+++ DATA LISTING

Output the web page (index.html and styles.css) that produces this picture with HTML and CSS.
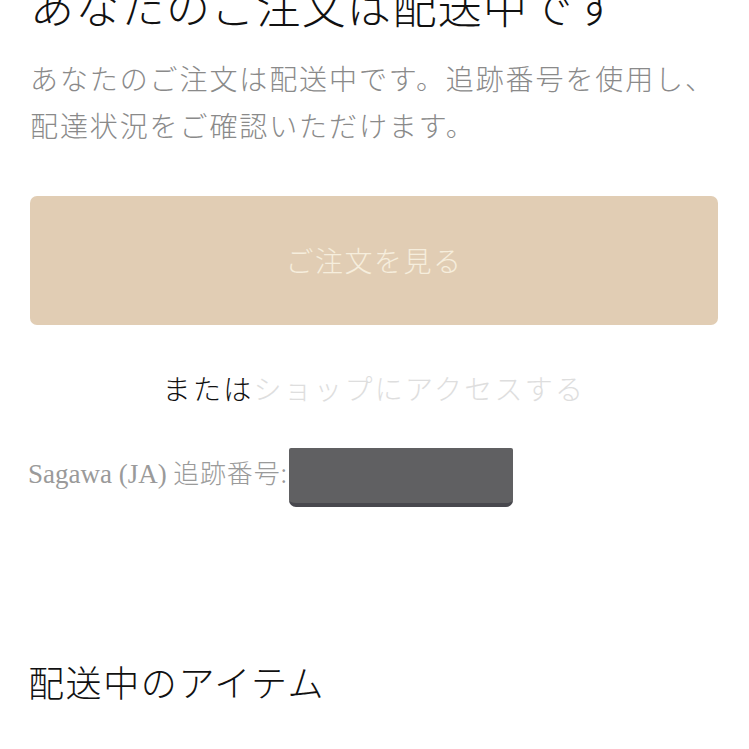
FILE: index.html
```html
<!DOCTYPE html>
<html lang="ja">
<head>
<meta charset="utf-8">
<link rel="stylesheet" href="styles.css">
</head>
<body>
<main class="page">
  <h1 class="title">あなたのご注文は配送中です</h1>
  <p class="lead">あなたのご注文は配送中です。追跡番号を使用し、<br>配達状況をご確認いただけます。</p>
  <a class="btn">ご注文を見る</a>
  <p class="alt"><span class="alt-or">または</span><a class="alt-link">ショップにアクセスする</a></p>
  <div class="tracking">
    <span class="tracking-label"><span class="latin">Sagawa (JA)</span> 追跡番号:</span>
    <span class="redact"></span>
  </div>
  <h2 class="items-title">配送中のアイテム</h2>
</main>
</body>
</html>
```
FILE: styles.css
```css
html, body {
  margin: 0;
  padding: 0;
  background: #ffffff;
  overflow: hidden;
}
body {
  font-family: "Noto Sans CJK JP", "Noto Sans", sans-serif;
  font-weight: 300;
}
.page {
  display: flex;
  flex-direction: column;
  padding: 0 31px 0 30px;
}
.title {
  margin: -21px 0 0 0;
  font-size: 44px;
  line-height: 53px;
  font-weight: 300;
  color: #111111;
  letter-spacing: 1.3px;
  white-space: nowrap;
}
.lead {
  margin: 23px 0 0 0;
  font-size: 28px;
  line-height: 47px;
  color: #8a8a8a;
  letter-spacing: 1.9px;
  white-space: nowrap;
}
.btn {
  margin-top: 47px;
  height: 129px;
  border-radius: 7px;
  background: #e1cdb4;
  display: flex;
  align-items: center;
  justify-content: center;
  color: #f6eedd;
  font-size: 28px;
  letter-spacing: 1.5px;
  padding-bottom: 2px;
  box-sizing: border-box;
}
.alt {
  margin: 43px 0 0 0;
  text-align: center;
  font-size: 28px;
  line-height: 40px;
  letter-spacing: 2.3px;
}
.alt-or {
  color: #111111;
}
.alt-link {
  color: #dedede;
}
.tracking {
  margin-top: 40px;
  display: flex;
  align-items: center;
}
.tracking-label {
  font-size: 26px;
  color: #9a9a9a;
  padding-bottom: 12px;
  margin-left: -2px;
  letter-spacing: 0.8px;
  white-space: nowrap;
}
.latin {
  font-family: "Liberation Serif", serif;
  font-size: 27px;
  letter-spacing: 0;
}
.redact {
  margin-left: 1px;
  width: 224px;
  height: 59px;
  box-sizing: border-box;
  background: #606062;
  border-bottom: 4px solid #48484e;
  border-radius: 2px 2px 7px 7px;
}
.items-title {
  margin: 151px 0 0 -2px;
  font-size: 36px;
  line-height: 47px;
  font-weight: 300;
  color: #111111;
  letter-spacing: 1.6px;
}
```
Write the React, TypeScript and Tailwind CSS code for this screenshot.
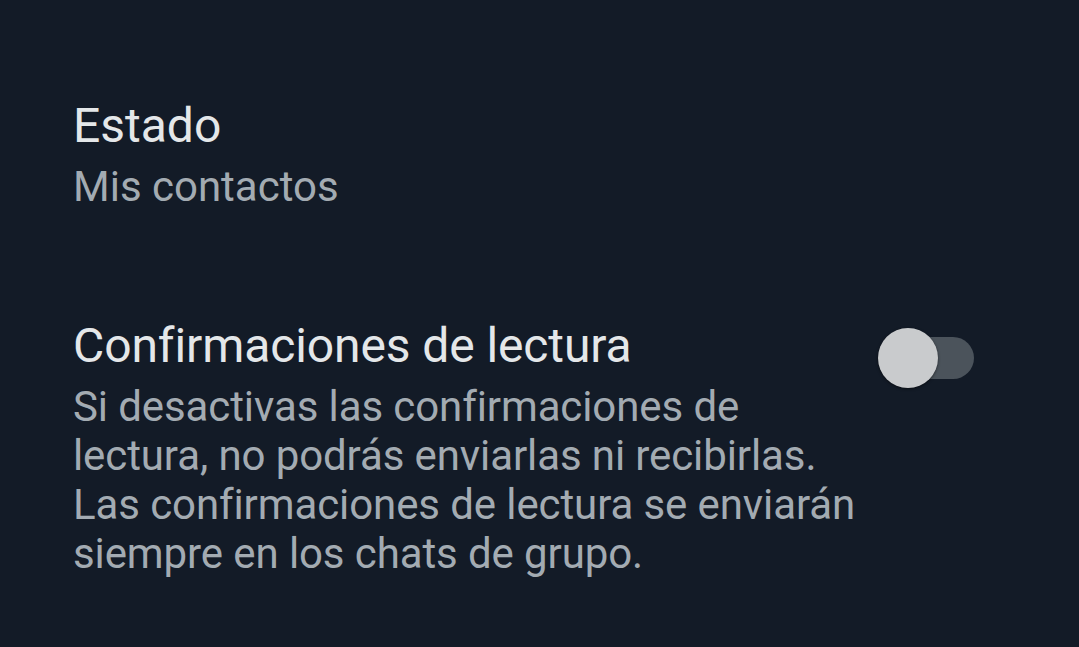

++++++

§ **DIRECTIONS**
Keep the pictures out of the copy and return the rest of the data above exactly.

§ **TASK SOLUTION**
Output the web page (index.html and styles.css) that produces this picture with HTML and CSS.
FILE: index.html
```html
<!DOCTYPE html>
<html lang="ja">
<head>
<meta charset="utf-8">
<link rel="stylesheet" href="styles.css">
</head>
<body>
<main class="page">
  <h1 class="title">あなたのご注文は配送中です</h1>
  <p class="lead">あなたのご注文は配送中です。追跡番号を使用し、<br>配達状況をご確認いただけます。</p>
  <a class="btn">ご注文を見る</a>
  <p class="alt"><span class="alt-or">または</span><a class="alt-link">ショップにアクセスする</a></p>
  <div class="tracking">
    <span class="tracking-label"><span class="latin">Sagawa (JA)</span> 追跡番号:</span>
    <span class="redact"></span>
  </div>
  <h2 class="items-title">配送中のアイテム</h2>
</main>
</body>
</html>
```
FILE: styles.css
```css
html, body {
  margin: 0;
  padding: 0;
  background: #ffffff;
  overflow: hidden;
}
body {
  font-family: "Noto Sans CJK JP", "Noto Sans", sans-serif;
  font-weight: 300;
}
.page {
  display: flex;
  flex-direction: column;
  padding: 0 31px 0 30px;
}
.title {
  margin: -21px 0 0 0;
  font-size: 44px;
  line-height: 53px;
  font-weight: 300;
  color: #111111;
  letter-spacing: 1.3px;
  white-space: nowrap;
}
.lead {
  margin: 23px 0 0 0;
  font-size: 28px;
  line-height: 47px;
  color: #8a8a8a;
  letter-spacing: 1.9px;
  white-space: nowrap;
}
.btn {
  margin-top: 47px;
  height: 129px;
  border-radius: 7px;
  background: #e1cdb4;
  display: flex;
  align-items: center;
  justify-content: center;
  color: #f6eedd;
  font-size: 28px;
  letter-spacing: 1.5px;
  padding-bottom: 2px;
  box-sizing: border-box;
}
.alt {
  margin: 43px 0 0 0;
  text-align: center;
  font-size: 28px;
  line-height: 40px;
  letter-spacing: 2.3px;
}
.alt-or {
  color: #111111;
}
.alt-link {
  color: #dedede;
}
.tracking {
  margin-top: 40px;
  display: flex;
  align-items: center;
}
.tracking-label {
  font-size: 26px;
  color: #9a9a9a;
  padding-bottom: 12px;
  margin-left: -2px;
  letter-spacing: 0.8px;
  white-space: nowrap;
}
.latin {
  font-family: "Liberation Serif", serif;
  font-size: 27px;
  letter-spacing: 0;
}
.redact {
  margin-left: 1px;
  width: 224px;
  height: 59px;
  box-sizing: border-box;
  background: #606062;
  border-bottom: 4px solid #48484e;
  border-radius: 2px 2px 7px 7px;
}
.items-title {
  margin: 151px 0 0 -2px;
  font-size: 36px;
  line-height: 47px;
  font-weight: 300;
  color: #111111;
  letter-spacing: 1.6px;
}
```
Write the React, TypeScript and Tailwind CSS code for this screenshot.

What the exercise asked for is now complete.